Stock market investors have had the most fantastic ride for over 100
years. $100 invested in 1913 when the Fed was created would today be
worth $2.8 million. That assumes all dividends reinvested and no tax
paid. This is a remarkable return and only achieved thanks to a group of
bankers who decided to take control of the Western world’s financial system
in 1910 on Jekyll Island. This was one of the most remarkable financial coups
in the financial history for the world. As the famous banker Mayer Amshel
Rothschild said over 200 years ago: “Permit me to issue and control
the money of a nation, and I care not who makes its laws”.

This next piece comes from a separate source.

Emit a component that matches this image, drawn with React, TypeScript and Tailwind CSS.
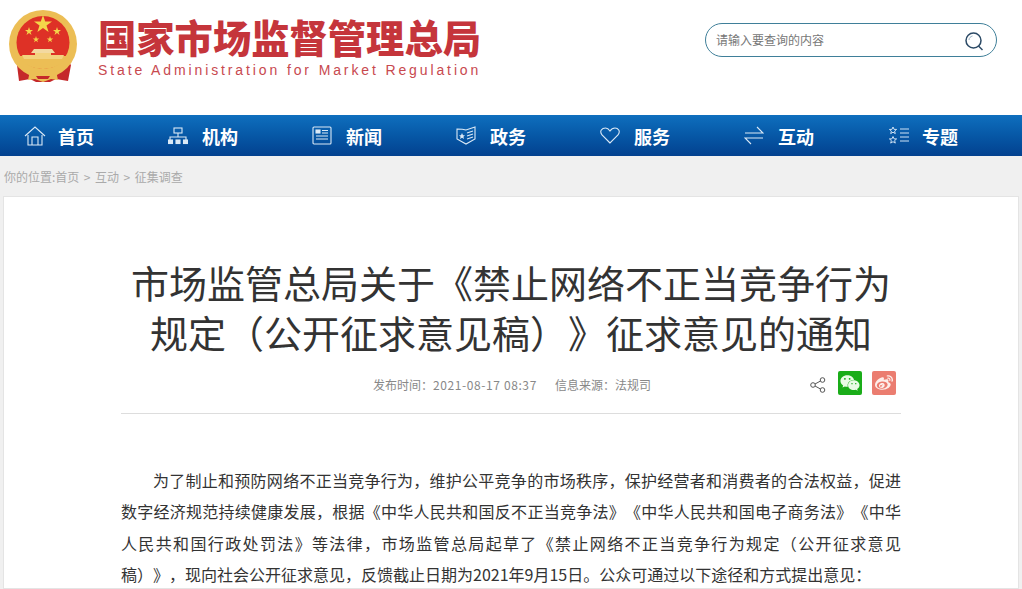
import React from "react";
import { FaWeixin, FaWeibo } from "react-icons/fa";

const Emblem = () => (
  <svg width="72" height="76" viewBox="0 0 72 76" className="shrink-0">
    <path d="M14 50 L9 56 L11 72 L22 70 L28 73 L42 73 L48 70 L60 72 L63 56 L58 50 Z" fill="#c5282a" />
    <circle cx="35" cy="35" r="34" fill="#ecbe55" />
    <circle cx="35" cy="33.500" r="26.500" fill="#de3126" />
    <path d="M11 47 H59 C55 55 46 60 35 60 C24 60 15 55 11 47Z" fill="#ecbe55" />
    <path d="M14 46 H56 L54 50 H16Z" fill="#f3d27e" />
    <path d="M26 40 H44 L47 44 H23Z" fill="#f3d9a0" />
    <rect x="27" y="44" width="16" height="3" fill="#f3d27e" />
    <path d="M35 6 L37.200 12.600 L44 12.600 L38.500 16.600 L40.600 23 L35 19 L29.400 23 L31.500 16.600 L26 12.600 L32.800 12.600Z" fill="#f4d54a" />
    <path d="M21 18 l1 3 h3 l-2.500 2 l1 3 l-2.500 -2 l-2.500 2 l1 -3 l-2.500 -2 h3Z" fill="#f4d54a" />
    <path d="M49 18 l1 3 h3 l-2.500 2 l1 3 l-2.500 -2 l-2.500 2 l1 -3 l-2.500 -2 h3Z" fill="#f4d54a" />
    <path d="M28 27 l.8 2.400 h2.400 l-2 1.500 l.8 2.400 l-2 -1.500 l-2 1.500 l.8 -2.400 l-2 -1.500 h2.400Z" fill="#f4d54a" />
    <path d="M42 27 l.8 2.400 h2.400 l-2 1.500 l.8 2.400 l-2 -1.500 l-2 1.500 l.8 -2.400 l-2 -1.500 h2.400Z" fill="#f4d54a" />
    <path d="M22 62 C27 57 31 59 35 62 C39 59 43 57 48 62 L50 71 L43 70 L35 73 L27 70 L20 71Z" fill="#ecbe55" />
    <path d="M28 67 H42 L40 70 H30Z" fill="#c5282a" />
  </svg>
);

const ic = { fill: "none", stroke: "#dbe9f6", strokeWidth: 1.1 };

const HomeIcon = () => (
  <svg width="22" height="20" viewBox="0 0 22 20" {...ic}>
    <path d="M1 10 L11 1 L21 10" />
    <path d="M4 9 V19 H18 V9" />
    <path d="M8 19 V11 H14 V19" />
  </svg>
);
const OrgIcon = () => (
  <svg width="20" height="18" viewBox="0 0 20 18" {...ic}>
    <rect x="6" y="1" width="8" height="5" />
    <path d="M10 6 V10 M2 13 V10 H18 V13" />
    <rect x="0.500" y="13" width="4" height="3.500" fill="#dbe9f6" />
    <rect x="8" y="13" width="4" height="3.500" fill="#dbe9f6" />
    <rect x="15.500" y="13" width="4" height="3.500" fill="#dbe9f6" />
  </svg>
);
const NewsIcon = () => (
  <svg width="20" height="19" viewBox="0 0 20 19" {...ic}>
    <rect x="1" y="1" width="18" height="17" rx="1" />
    <rect x="4" y="4" width="4" height="3" fill="#dbe9f6" />
    <path d="M10 4.500 H16 M10 7 H16 M4 10 H16 M4 13 H16" />
  </svg>
);
const GovIcon = () => (
  <svg width="20" height="19" viewBox="0 0 20 19" {...ic}>
    <path d="M1 3 C4 3 7 3 10 4 C13 3 16 2 19 1 V13 L10 18 L1 13Z" />
    <path d="M6 7 l1 2.200 h2 l-1.600 1.500 l.6 2.300 l-2 -1.300 l-2 1.300 l.6 -2.300 l-1.600 -1.500 h2Z" fill="#dbe9f6" stroke="none" />
    <path d="M11 7 L17 5 M11 10 L17 8 M11 13 L17 11" />
  </svg>
);
const HeartIcon = () => (
  <svg width="20" height="17" viewBox="0 0 20 17" {...ic}>
    <path d="M10 16 L2 8 C-1 4 2 1 5.500 1 C8 1 9 2.500 10 4 C11 2.500 13 1 15 1 C18 1 21 4 18 8Z" />
  </svg>
);
const SwapIcon = () => (
  <svg width="20" height="19" viewBox="0 0 20 19" {...ic}>
    <path d="M1 7 H19 L13 1" />
    <path d="M19 12 H1 L7 18" />
  </svg>
);
const TopicIcon = () => (
  <svg width="22" height="19" viewBox="0 0 22 19" fill="none" stroke="#cfe2f5" strokeWidth="1">
    <path d="M5 1 l1.100 2.400 h2.500 l-2 1.700 l.7 2.500 l-2.300 -1.400 l-2.300 1.400 l.7 -2.500 l-2 -1.700 h2.500Z" />
    <path d="M5 10.500 l1.100 2.400 h2.500 l-2 1.700 l.7 2.500 l-2.300 -1.400 l-2.300 1.400 l.7 -2.500 l-2 -1.700 h2.500Z" />
    <path d="M12 3 H21 M12 7 H21 M12 11 H21 M12 15 H21" />
  </svg>
);

const nav: [React.ReactNode, string][] = [
  [<HomeIcon />, "首页"],
  [<OrgIcon />, "机构"],
  [<NewsIcon />, "新闻"],
  [<GovIcon />, "政务"],
  [<HeartIcon />, "服务"],
  [<SwapIcon />, "互动"],
  [<TopicIcon />, "专题"],
];

export default function App() {
  return (
    <div className="h-[589px] w-[1022px] overflow-hidden bg-[#f0f0f0] font-['Noto_Sans_CJK_SC','Liberation_Sans',sans-serif] [text-spacing-trim:space-all]">
      <header className="flex h-[115px] items-start justify-between bg-white pl-2 pr-[25px]">
        <div className="flex items-start gap-[18px] pt-[9px]">
          <Emblem />
          <div className="pt-[7px]">
            <div className="text-[38.300px] leading-[42px] font-black whitespace-nowrap text-[#c5353b]">国家市场监督管理总局</div>
            <div className="mt-[3px] font-['Liberation_Sans',sans-serif] text-[14px] leading-[18px] tracking-[2.880px] whitespace-nowrap text-[#c8494f]">
              State Administration for Market Regulation
            </div>
          </div>
        </div>
        <div className="mt-[23px] flex h-[34px] w-[292px] items-center justify-between rounded-[17px] border border-[#3f7f99] pr-[12px] pl-[10px]">
          <span className="text-[12px] text-[#777]">请输入要查询的内容</span>
          <svg width="19" height="19" viewBox="0 0 19 19" fill="none" stroke="#2c4a66" strokeWidth="1.500" className="mt-[2px]">
            <circle cx="8.500" cy="8.500" r="7.500" />
            <path d="M13.500 14 L17.500 18" />
            <path d="M4 8 C4 6 5.500 4.500 7.500 4" stroke="#9db4c6" strokeWidth="1" />
          </svg>
        </div>
      </header>

      <nav className="flex h-[41px] items-center bg-gradient-to-b from-[#0f6fbe] to-[#03418f] pl-[24px]">
        {nav.map(([icon, label]) => (
          <div key={label} className="flex w-[144px] shrink-0 items-center">
            <div className="flex w-[34px] shrink-0 items-center">{icon}</div>
            <span className="text-[18px] leading-[24px] font-bold text-white">{label}</span>
          </div>
        ))}
      </nav>

      <div className="flex h-[40px] items-center gap-[4.500px] pt-[2px] pl-1 text-[12px] whitespace-nowrap text-[#aaa]">
        <span>你的位置:首页</span>
        <span>&gt;</span>
        <span>互动</span>
        <span>&gt;</span>
        <span>征集调查</span>
      </div>

      <main className="mx-[3px] h-[393px] border border-[#e4e4e4] bg-white px-[117px] pt-[60px]">
        <h1 className="text-center text-[38px] leading-[50px] font-normal text-[#333]">
          市场监管总局关于《禁止网络不正当竞争行为
          <br />
          规定（公开征求意见稿）》征求意见的通知
        </h1>
        <div className="flex h-[57px] items-center justify-between border-b border-[#ddd]">
          <div className="flex gap-[18px] pl-[252px] text-[12px] text-[#888]">
            <span>
              发布时间：<span className="tracking-[0.600px]">2021-08-17 08:37</span>
            </span>
            <span>信息来源：法规司</span>
          </div>
          <div className="flex items-center pr-[5px]">
            <svg width="16" height="16" viewBox="0 0 16 16" fill="none" stroke="#555" strokeWidth="1">
              <circle cx="3" cy="8" r="2.300" />
              <circle cx="12.500" cy="3" r="2.300" />
              <circle cx="12.500" cy="13" r="2.300" />
              <path d="M5 7 L10.500 4 M5 9 L10.500 12" />
            </svg>
            <div className="mb-[4px] ml-[12px] flex h-[24px] w-[24px] items-center justify-center rounded-[2px] bg-[#1aad19]">
              <FaWeixin className="text-[20px] text-[#e9fbe6]" />
            </div>
            <div className="mb-[4px] ml-[10px] flex h-[24px] w-[24px] items-center justify-center rounded-[2px] bg-[#eb7d70]">
              <FaWeibo className="text-[18px] text-[#fdeeea]" />
            </div>
          </div>
        </div>
        <p className="mt-[51px] text-justify indent-[32px] text-[16px] leading-[31.400px] text-[#333]">
          为了制止和预防网络不正当竞争行为，维护公平竞争的市场秩序，保护经营者和消费者的合法权益，促进数字经济规范持续健康发展，根据《中华人民共和国反不正当竞争法》《中华人民共和国电子商务法》《中华人民共和国行政处罚法》等法律，市场监管总局起草了《禁止网络不正当竞争行为规定（公开征求意见稿）》，现向社会公开征求意见，反馈截止日期为2021年9月15日。公众可通过以下途径和方式提出意见：
        </p>
      </main>
    </div>
  );
}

Since the Fed was created in 1913 for the purpose of controlling the
money, Global Debt has gone from virtually nothing to $250 trillion today.

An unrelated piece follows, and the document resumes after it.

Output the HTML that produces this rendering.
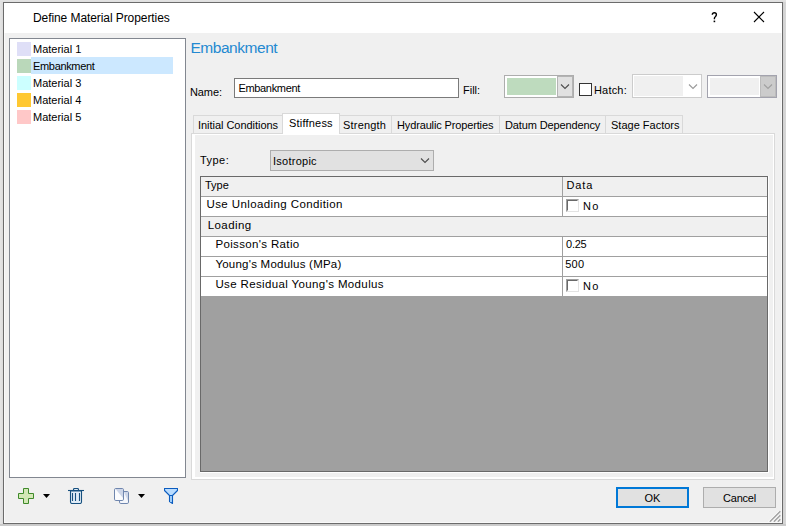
<!DOCTYPE html>
<html><head><meta charset="utf-8">
<style>
*{box-sizing:border-box;margin:0;padding:0}
html,body{width:786px;height:526px;overflow:hidden;background:#ececec;font-family:"Liberation Sans",sans-serif;font-size:11px;color:#000}
.a{position:absolute}
.t{position:absolute;white-space:nowrap;line-height:14px}
.g{position:absolute;white-space:nowrap;line-height:14px;font-size:11.5px}
.sw{position:absolute;left:17px;width:14px;height:14px}
.tab{position:absolute;top:115px;height:18px;background:#f0f0f0;border:1px solid #d9d9d9;border-bottom:none}
.row{position:absolute;left:201px;width:566px;background:#fff;border-bottom:1px solid #a0a0a0}
.cb{position:absolute;width:13px;height:13px;background:#fff;border:1px solid;border-color:#a0a0a0 #e3e3e3 #e3e3e3 #a0a0a0}
.cb:after{content:"";position:absolute;left:0;top:0;width:9px;height:9px;border:1px solid;border-color:#696969 #fff #fff #696969}
</style></head><body>
<!-- window frame + shadow -->
<div class="a" style="left:0;top:0;width:786px;height:2px;background:linear-gradient(#e3e3e3,#dfdfdf)"></div>
<div class="a" style="left:0;top:2px;width:3px;height:522px;background:linear-gradient(to right,#e5e5e5,#dbdbdb)"></div>
<div class="a" style="left:783px;top:2px;width:3px;height:522px;background:linear-gradient(to right,#d2d2d2,#d7d7d7)"></div>
<div class="a" style="left:0;top:524px;width:786px;height:2px;background:linear-gradient(#c8c8c8,#cecece)"></div>
<div class="a" style="left:3px;top:2px;width:780px;height:522px;background:#f0f0f0;border:1px solid #6b6b6b"></div>
<div class="a" style="left:4px;top:3px;width:778px;height:520px;border:1px solid #f9f9f9"></div>
<div class="a" style="left:4px;top:3px;width:778px;height:30px;background:#fff"></div>
<div class="t" style="left:33px;top:11px;font-size:12px;letter-spacing:-0.08px">Define Material Properties</div>
<svg class="a" style="left:710px;top:11px" width="9" height="12"><path d="M2.3 3.7Q2.4 1.7 4.4 1.7Q6.4 1.7 6.4 3.6Q6.4 4.8 5.3 5.7Q4.4 6.4 4.4 7.5V8.3" stroke="#000" stroke-width="1.4" fill="none"/><rect x="3.6" y="9.6" width="1.6" height="1.6" fill="#000"/></svg>
<svg class="a" style="left:753px;top:11px" width="12" height="12"><path d="M1 1L11 11M11 1L1 11" stroke="#000" stroke-width="1.1" fill="none"/></svg>

<!-- list -->
<div class="a" style="left:9px;top:38px;width:177px;height:440px;background:#fff;border:1px solid #828790"></div>
<div class="a" style="left:31px;top:57px;width:142px;height:17px;background:#cce8ff"></div>
<div class="sw" style="top:42px;background:#dfdff7"></div>
<div class="sw" style="top:59px;background:#bad8ba"></div>
<div class="sw" style="top:76px;background:#ccffff"></div>
<div class="sw" style="top:93px;background:#ffc832"></div>
<div class="sw" style="top:110px;background:#ffc8c8"></div>
<div class="t" style="left:33px;top:42px">Material 1</div>
<div class="t" style="left:33px;top:59px;letter-spacing:-0.33px">Embankment</div>
<div class="t" style="left:33px;top:76px">Material 3</div>
<div class="t" style="left:33px;top:93px">Material 4</div>
<div class="t" style="left:33px;top:110px">Material 5</div>

<!-- heading row -->
<div class="t" style="left:190.5px;top:39px;font-size:15.5px;line-height:18px;letter-spacing:-0.47px;color:#2489d1">Embankment</div>
<div class="t" style="left:190px;top:85px;letter-spacing:-0.1px">Name:</div>
<div class="a" style="left:234px;top:78px;width:225px;height:20px;background:#fff;border:1px solid #7a7a7a"></div>
<div class="t" style="left:238.4px;top:81px;letter-spacing:-0.32px">Embankment</div>
<div class="t" style="left:463px;top:83px">Fill:</div>
<!-- fill combo -->
<div class="a" style="left:504px;top:75px;width:70px;height:23px;background:#fff;border:1px solid #adadad"></div>
<div class="a" style="left:507px;top:78px;width:49px;height:17px;background:#bedbbe"></div>
<div class="a" style="left:557px;top:76px;width:16px;height:21px;background:#e1e1e1;border:1px solid #b4b4b4"></div>
<svg class="a" style="left:560px;top:83px" width="10" height="7"><path d="M1 1.5L5 5.5L9 1.5" stroke="#4d4d4d" stroke-width="1.1" fill="none"/></svg>
<!-- hatch -->
<div class="a" style="left:579px;top:83px;width:13px;height:13px;background:#fff;border:1px solid #333"></div>
<div class="t" style="left:594px;top:83px;letter-spacing:0.18px">Hatch:</div>
<div class="a" style="left:632px;top:74px;width:70px;height:24px;background:#fff;border:1px solid #cccccc"></div>
<div class="a" style="left:634px;top:76px;width:49px;height:20px;background:#f0f0f0"></div>
<svg class="a" style="left:688px;top:83px" width="10" height="7"><path d="M1 1.5L5 5.5L9 1.5" stroke="#9a9a9a" stroke-width="1.1" fill="none"/></svg>
<div class="a" style="left:707px;top:75px;width:70px;height:23px;background:#fff;border:1px solid #a3a3ae"></div>
<div class="a" style="left:710px;top:78px;width:49px;height:17px;background:#f0f0f0"></div>
<div class="a" style="left:760px;top:76px;width:16px;height:21px;background:#cccccc;border:1px solid #bcbcbc"></div>
<svg class="a" style="left:763px;top:83px" width="10" height="7"><path d="M1 1.5L5 5.5L9 1.5" stroke="#a0a0a0" stroke-width="1.1" fill="none"/></svg>

<!-- tab panel -->
<div class="a" style="left:191px;top:133px;width:584px;height:347px;background:#fff;border:1px solid #d9d9d9"></div>
<div class="a" style="left:195px;top:135px;width:578px;height:342px;background:#f0f0f0"></div>
<div class="tab" style="left:193px;width:90px"></div>
<div class="tab" style="left:339px;width:53px"></div>
<div class="tab" style="left:391px;width:109px"></div>
<div class="tab" style="left:499px;width:107px"></div>
<div class="tab" style="left:605px;width:78px"></div>
<div class="a" style="left:282px;top:113px;width:58px;height:21px;background:#fff;border:1px solid #d9d9d9;border-bottom:none"></div>
<div class="t" style="left:198px;top:118px;letter-spacing:-0.04px">Initial Conditions</div>
<div class="t" style="left:289px;top:116px;letter-spacing:0.2px">Stiffness</div>
<div class="t" style="left:343px;top:118px;letter-spacing:0.19px">Strength</div>
<div class="t" style="left:397px;top:118px;letter-spacing:-0.14px">Hydraulic Properties</div>
<div class="t" style="left:505px;top:118px;letter-spacing:-0.13px">Datum Dependency</div>
<div class="t" style="left:611px;top:118px">Stage Factors</div>

<div class="t" style="left:200px;top:153px;letter-spacing:0.45px">Type:</div>
<div class="a" style="left:270px;top:150px;width:164px;height:21px;background:#e1e1e1;border:1px solid #adadad"></div>
<div class="t" style="left:273px;top:154px;letter-spacing:0.25px">Isotropic</div>
<svg class="a" style="left:420px;top:157px" width="10" height="7"><path d="M1 1.5L5 5.5L9 1.5" stroke="#4d4d4d" stroke-width="1.1" fill="none"/></svg>

<!-- grid -->
<div class="a" style="left:200px;top:176px;width:569px;height:297px;background:#fff"></div>
<div class="a" style="left:200px;top:176px;width:568px;height:296px;background:#a0a0a0;border:1px solid #696969"></div>
<div class="row" style="top:177px;height:20px;background:#f0f0f0"></div>
<div class="row" style="top:197px;height:20px"></div>
<div class="row" style="top:217px;height:20px;background:#f0f0f0"></div>
<div class="row" style="top:237px;height:20px"></div>
<div class="row" style="top:257px;height:20px"></div>
<div class="row" style="top:277px;height:19px;border-bottom:none"></div>
<div class="a" style="left:562px;top:177px;width:1px;height:40px;background:#a0a0a0"></div>
<div class="a" style="left:562px;top:237px;width:1px;height:59px;background:#a0a0a0"></div>
<div class="t" style="left:205px;top:178px">Type</div>
<div class="t" style="left:566.5px;top:178px;letter-spacing:0.9px">Data</div>
<div class="g" style="left:206.5px;top:197px;letter-spacing:0.4px">Use Unloading Condition</div>
<div class="g" style="left:207.7px;top:218px;letter-spacing:0.42px">Loading</div>
<div class="g" style="left:215.4px;top:237px;letter-spacing:0.35px">Poisson's Ratio</div>
<div class="g" style="left:215.4px;top:257px;letter-spacing:0.23px">Young's Modulus (MPa)</div>
<div class="g" style="left:215.4px;top:277px;letter-spacing:0.37px">Use Residual Young's Modulus</div>
<div class="t" style="left:566px;top:237px;letter-spacing:-0.23px">0.25</div>
<div class="t" style="left:565.3px;top:257px;letter-spacing:0.2px">500</div>
<div class="cb" style="left:566px;top:199px"></div>
<div class="cb" style="left:566px;top:279px"></div>
<div class="t" style="left:583px;top:199px;letter-spacing:1.2px">No</div>
<div class="t" style="left:583px;top:279px;letter-spacing:1.2px">No</div>

<!-- toolbar icons -->
<svg class="a" style="left:18px;top:488px" width="16" height="16"><path d="M5.5 0.5h5v5h5v5h-5v5h-5v-5h-5v-5h5z" fill="#d3e8b6" stroke="#3f8a2a" stroke-width="1"/></svg>
<svg class="a" style="left:43px;top:494px" width="7" height="4"><path d="M0 0h7L3.5 4z" fill="#000"/></svg>
<svg class="a" style="left:68px;top:488px" width="16" height="16"><path d="M5.5 2.5v-1q0-1 1-1h3q1 0 1 1v1" fill="#e8f1fa" stroke="#17507f" stroke-width="1.1"/><path d="M0 2.5h16" stroke="#17507f" stroke-width="1.1"/><path d="M2.5 3v11q0 1.5 1.5 1.5h8q1.5 0 1.5-1.5V3z" fill="#e0ecf7" stroke="#17507f" stroke-width="1.1"/><path d="M4.5 5v8M7.5 5v8M11.5 5v8" stroke="#17507f" stroke-width="1.1"/></svg>
<svg class="a" style="left:114px;top:488px" width="15" height="16"><rect x="5.5" y="3.5" width="9" height="12" rx="1.3" fill="#f4f6fb" stroke="#6f86ae"/><path d="M10 4h4v9z" fill="#ccd5e8"/><rect x="0.5" y="0.5" width="9" height="12" rx="1.3" fill="#fbfcfe" stroke="#6f86ae"/><path d="M1.5 1h7.5v9z" fill="#ccd5e8"/></svg>
<svg class="a" style="left:138px;top:494px" width="7" height="4"><path d="M0 0h7L3.5 4z" fill="#000"/></svg>
<svg class="a" style="left:164px;top:488px" width="14" height="16"><path d="M0.5 0.5H13.5V2.5L8.5 7.5V15.5L5.5 13.5V7.5L0.5 2.5Z" fill="#b9dcff" stroke="#0b5cbf" stroke-width="1.1" stroke-linejoin="round"/><path d="M5.5 7.5H8.5" stroke="#0b5cbf" stroke-width="1"/><rect x="6" y="8" width="2" height="6" fill="#9ccbf8"/></svg>

<!-- buttons -->
<div class="a" style="left:616px;top:487px;width:73px;height:21px;background:#e1e1e1;border:2px solid #0078d7"></div>
<div class="a" style="left:703px;top:487px;width:73px;height:21px;background:#e1e1e1;border:1px solid #adadad"></div>
<div class="t" style="left:616px;width:73px;text-align:center;top:491px">OK</div>
<div class="t" style="left:703px;width:73px;text-align:center;top:491px;letter-spacing:-0.24px">Cancel</div>
<!-- size grip -->
<svg class="a" style="left:768px;top:509px" width="13" height="13"><path d="M1.8 12.7L12.3 2.2M5.8 12.7L12.3 6.2M9.8 12.7L12.3 10.2" stroke="#fff" stroke-width="1.3" transform="translate(-1.2,0)"/><path d="M1.8 12.7L12.3 2.2M5.8 12.7L12.3 6.2M9.8 12.7L12.3 10.2" stroke="#a2a2a2" stroke-width="1.5"/></svg>
</body></html>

Add unfunded liabilities of $250 trillion and derivatives of $1.5 quadrillion
and we are looking at a total risk for the world economy of $2
quadrillion.
A mere 1% increase in rates will create a blood bath
Governments and central banks have mortgaged the future for generations to
come. Nobody must believe that this money will ever be repaid or that the
liabilities can be met. Thus, there will not be an orderly outcome of
the greatest financial bubble in history. Central banks are now
reversing their expansionary policies. The combination of tapering
and interest rate hikes are guaranteed to pop the bubble. The global
economy is totally dependent on their daily dose of fresh money and zero
interest rates. A 1% increase in interest rates would according to
the US Treasury’s Office of Financial Research (OFR) lead to a bloodbath in
the US high-grade bond market. This would then spread to junk bonds, fixed
rate mortgages and derivatives to further spread the crisis. A rise
in rates will also affect the offshore dollar funding market which has risen
5 fold this century to $10 trillion. With over Yen 1 quadrillion in debt,
Japan could not survive rates rising above zero.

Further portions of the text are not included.